You have 32 logical cores, so 50 tracks is 2 per logical core. You will tear through many benchmarks. You need to set up a range of new things. Firstly your BIOS setting should be UMA mode to make sure that your chip is set to treat these 4 MCMs as 1 chip and not a 4 socket server chip. NUMA mode is for newer applications that can basically manage the pipes themselves, but we can set this inside windows and not set the reverse, because NUMA came from dual socket computers and they are very universal.

When you have this, download the app Ryzen master from AMD. It's 'game/legacy' mode will turn on NUMA and disable HT.
Don't worry about HT, because more logical cores add latency and throughput like a conveyor belt allows you to scan items faster but takes longer for one item to get in and out again, and two makes you have to guess which one the cashier is gonna pick from if you wanna estimate how long a pipe takes, so don't worry about seeing less cores, they all still work and now their latency is easier to approximate which is good for calculating the correct sized recording buffers in programming.

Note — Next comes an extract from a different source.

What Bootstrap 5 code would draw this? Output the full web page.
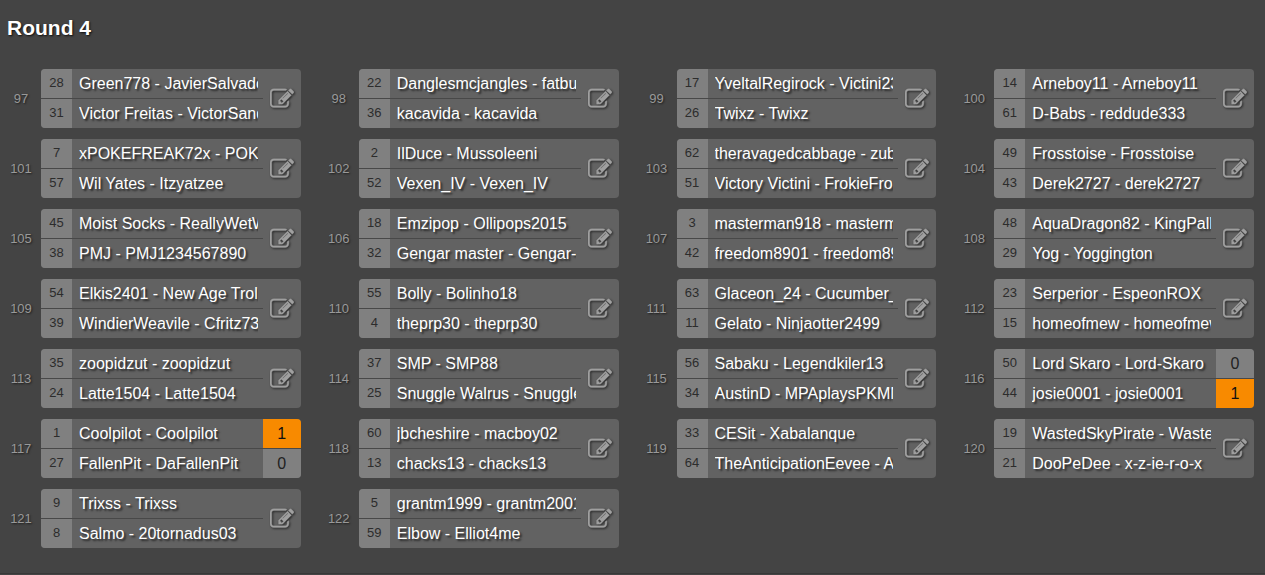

I believe NUMA will work better for Reason 10, because it is 'all always active' by design, so that CVs and sequencers can always sound consistent. Ableton turns off all the channels that aren't armed but Reason would have to do it differently because it's so modular. Anyway, NUMA should try to move most of the idle work to one MCM module, and because less are being sent between the pipes (needing two cores actively powered during that time) that will incur less active CPU time which should translate to less heat. It should also make low latency work easier, but have a much lower absolute limit on tracks with the counts raised because suddenly as the pipes must be used, your latency will unexpectedly jump and Reason isn't optimised to expect this.

As a result using Ryzen Master whilst recording and idling, then knocking down the latency and turning game mode off for huge projects will give you a system that runs a lot faster and cooler.

I don't actually have a Ryzen/Reason system myself, but I have a few dual socket systems and a good working knowledge of the subject. I know how to really optimise DAWs.